-- START Data provided --
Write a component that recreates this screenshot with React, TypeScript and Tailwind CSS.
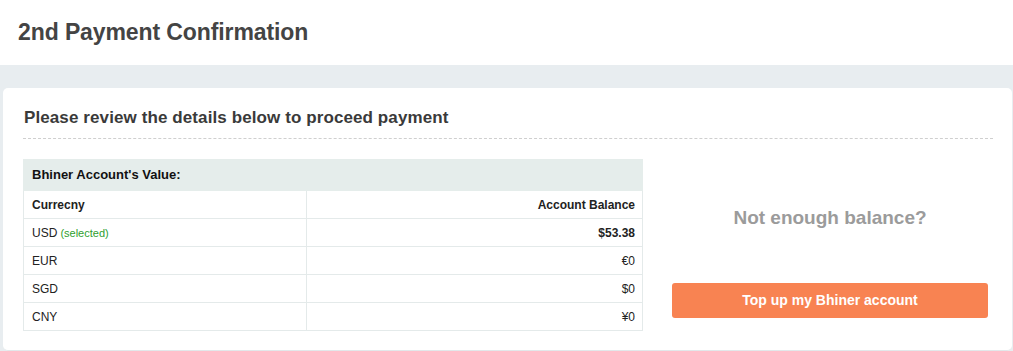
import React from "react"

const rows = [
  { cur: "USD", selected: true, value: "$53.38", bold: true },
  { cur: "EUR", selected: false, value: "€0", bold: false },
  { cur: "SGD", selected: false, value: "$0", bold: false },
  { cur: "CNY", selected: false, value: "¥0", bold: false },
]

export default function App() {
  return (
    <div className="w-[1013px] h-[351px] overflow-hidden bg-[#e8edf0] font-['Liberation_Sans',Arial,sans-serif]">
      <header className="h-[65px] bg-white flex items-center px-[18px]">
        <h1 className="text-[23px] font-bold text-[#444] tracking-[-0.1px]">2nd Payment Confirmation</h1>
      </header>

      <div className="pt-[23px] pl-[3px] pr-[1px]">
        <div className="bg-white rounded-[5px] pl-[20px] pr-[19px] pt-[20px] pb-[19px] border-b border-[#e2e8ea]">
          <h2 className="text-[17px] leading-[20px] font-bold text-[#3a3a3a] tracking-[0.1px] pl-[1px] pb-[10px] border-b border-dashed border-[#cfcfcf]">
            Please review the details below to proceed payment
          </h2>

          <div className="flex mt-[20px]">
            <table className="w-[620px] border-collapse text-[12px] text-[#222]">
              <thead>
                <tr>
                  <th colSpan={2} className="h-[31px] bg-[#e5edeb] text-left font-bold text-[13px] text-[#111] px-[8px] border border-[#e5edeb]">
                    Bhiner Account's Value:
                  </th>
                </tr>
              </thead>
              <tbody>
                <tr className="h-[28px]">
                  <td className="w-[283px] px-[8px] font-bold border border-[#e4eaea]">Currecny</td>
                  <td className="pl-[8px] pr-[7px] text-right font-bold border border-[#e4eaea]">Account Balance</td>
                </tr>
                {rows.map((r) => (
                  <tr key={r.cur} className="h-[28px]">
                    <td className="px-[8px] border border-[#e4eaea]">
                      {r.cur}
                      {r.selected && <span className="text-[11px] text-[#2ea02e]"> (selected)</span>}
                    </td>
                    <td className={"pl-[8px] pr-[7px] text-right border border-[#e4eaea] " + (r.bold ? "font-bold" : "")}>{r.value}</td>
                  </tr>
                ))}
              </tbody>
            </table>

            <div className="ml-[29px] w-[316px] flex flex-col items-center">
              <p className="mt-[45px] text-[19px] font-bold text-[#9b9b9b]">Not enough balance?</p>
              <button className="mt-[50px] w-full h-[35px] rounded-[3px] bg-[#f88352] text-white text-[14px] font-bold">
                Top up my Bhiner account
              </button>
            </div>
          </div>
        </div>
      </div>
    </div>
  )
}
-- END Data provided --
Without the pictures, retype the whole of the material above exactly.

Write a component that recreates this screenshot with React, TypeScript and Tailwind CSS.
import React from "react"

const rows = [
  { cur: "USD", selected: true, value: "$53.38", bold: true },
  { cur: "EUR", selected: false, value: "€0", bold: false },
  { cur: "SGD", selected: false, value: "$0", bold: false },
  { cur: "CNY", selected: false, value: "¥0", bold: false },
]

export default function App() {
  return (
    <div className="w-[1013px] h-[351px] overflow-hidden bg-[#e8edf0] font-['Liberation_Sans',Arial,sans-serif]">
      <header className="h-[65px] bg-white flex items-center px-[18px]">
        <h1 className="text-[23px] font-bold text-[#444] tracking-[-0.1px]">2nd Payment Confirmation</h1>
      </header>

      <div className="pt-[23px] pl-[3px] pr-[1px]">
        <div className="bg-white rounded-[5px] pl-[20px] pr-[19px] pt-[20px] pb-[19px] border-b border-[#e2e8ea]">
          <h2 className="text-[17px] leading-[20px] font-bold text-[#3a3a3a] tracking-[0.1px] pl-[1px] pb-[10px] border-b border-dashed border-[#cfcfcf]">
            Please review the details below to proceed payment
          </h2>

          <div className="flex mt-[20px]">
            <table className="w-[620px] border-collapse text-[12px] text-[#222]">
              <thead>
                <tr>
                  <th colSpan={2} className="h-[31px] bg-[#e5edeb] text-left font-bold text-[13px] text-[#111] px-[8px] border border-[#e5edeb]">
                    Bhiner Account's Value:
                  </th>
                </tr>
              </thead>
              <tbody>
                <tr className="h-[28px]">
                  <td className="w-[283px] px-[8px] font-bold border border-[#e4eaea]">Currecny</td>
                  <td className="pl-[8px] pr-[7px] text-right font-bold border border-[#e4eaea]">Account Balance</td>
                </tr>
                {rows.map((r) => (
                  <tr key={r.cur} className="h-[28px]">
                    <td className="px-[8px] border border-[#e4eaea]">
                      {r.cur}
                      {r.selected && <span className="text-[11px] text-[#2ea02e]"> (selected)</span>}
                    </td>
                    <td className={"pl-[8px] pr-[7px] text-right border border-[#e4eaea] " + (r.bold ? "font-bold" : "")}>{r.value}</td>
                  </tr>
                ))}
              </tbody>
            </table>

            <div className="ml-[29px] w-[316px] flex flex-col items-center">
              <p className="mt-[45px] text-[19px] font-bold text-[#9b9b9b]">Not enough balance?</p>
              <button className="mt-[50px] w-full h-[35px] rounded-[3px] bg-[#f88352] text-white text-[14px] font-bold">
                Top up my Bhiner account
              </button>
            </div>
          </div>
        </div>
      </div>
    </div>
  )
}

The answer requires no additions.